Last but not least, we made it to the small amphitheater. Unlike the two larger ones, this one was originally completely covered, and as such, had the best acoustics of any of the three.
After this, tired, cold and hungry, we tromped back to the entrance, where we picked up our luggage, climbed on the correct train this time, and rode it to Sorrento while watching the sun set. Thankfully, no pictures exist of when we first got to Sorrento… I kind of got us lost. Ok, not lost… but let’s just say that a GPS is only as accurate as the (correct!) address you put into it. Heh. Whoops. The fact that it kept telling us we were 120KM off should have been a sign. :facepalm: So we spent a while wandering Sorrento with our luggage, looking for our hotel. Joel! finally got us in the right neighborhood, and John spotted both the street sign and the hotel sign. Whew. We found a really nice little pizzeria for dinner — decent food, free bread, AND the waiter brought us a free appetizer! OK, no free water, but we didn’t expect any (which is why we didn’t drink any with dinner.) After dinner we went in search of gelato but ended up at a cheese shop instead (:innocentlook:), then went back to the hotel and crashed early.
Rome – Day 2
As always, there are more pictures in the Flickr gallery for my trip than I’ve actually posted here–I’m trying to just cover the highlights here. :-)
I think my biggest complaint about anything this whole trip was the hotel beds. On our second day in Rome (our first morning), I woke up and announced to John and Joel! that I thought the hotel had made a mistake–they gave me the box spring to sleep on, and someone else had the actual mattress. I mean, literally, there were dents in the sheets from the pattern of the mattress springs.
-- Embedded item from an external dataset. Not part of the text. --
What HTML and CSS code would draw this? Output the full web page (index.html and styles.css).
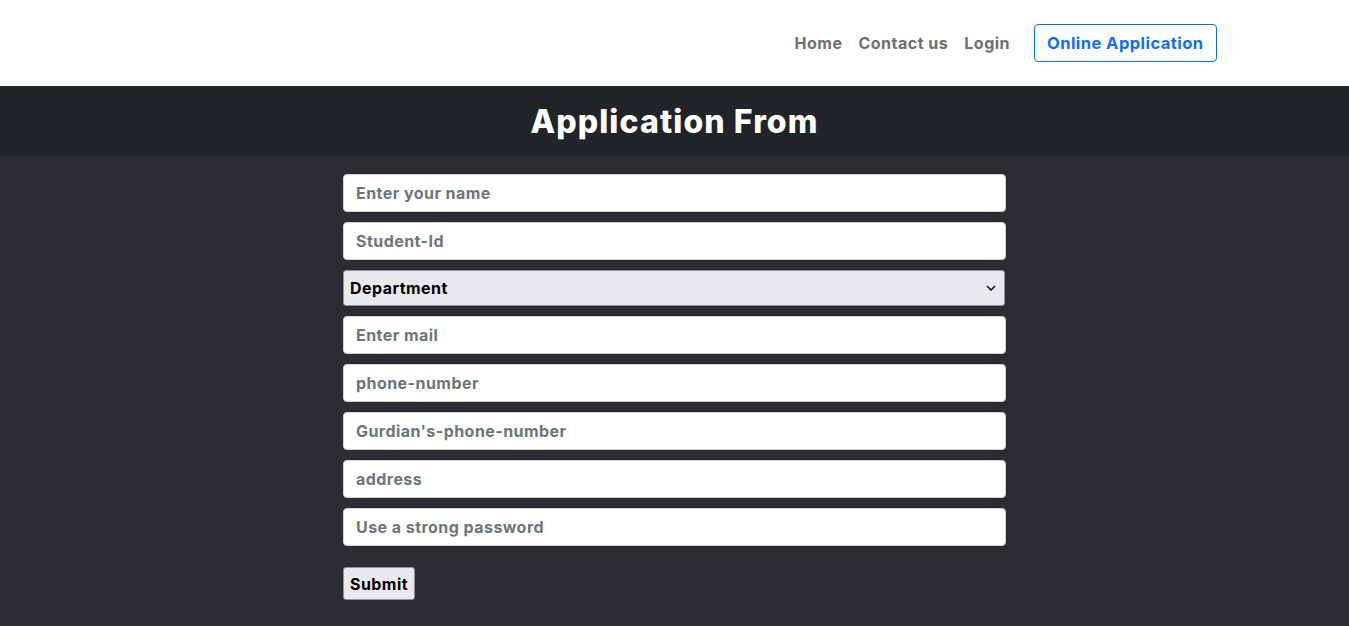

That’s how thin that thing was.
After I massaged out the bedspring dents from my shoulder and hip, we got up and got our free breakfast from our hotel at a cafe next to the hotel. Breakfast in Rome is, like “close to Termini”, a relative term–a croissant and a small cup of coffee. I’m not a big fan of either, but when in Rome (ha ha ha), so I ate it anyway. After that, we hoofed it down to the Colosseum, where we had tickets for 9AM (if you buy tickets online, which we did in order to avoid lines, they make you designate a start time, in order to help manage crowds.) 10 minutes later, when we were almost to… Joel, where were we going? The train station? Anyway, we were 15 minutes from our hotel, supposed to be at the Colosseum in 15 minutes, and I realized that I had forgotten my wallet, which had the ID I needed to pick up the tickets. WHOOPS. Fortunately, I was with two wonderful guys, who not only didn’t get irritated with me, but ordered me to stop beating myself up over it. We pretty much ran back to the hotel, ran back to Termini, and hopped a Metro down to the Colosseum. We were about 15 minutes late by that time, but the lady at the ticket desk was nice and let us in anyway. WHEW!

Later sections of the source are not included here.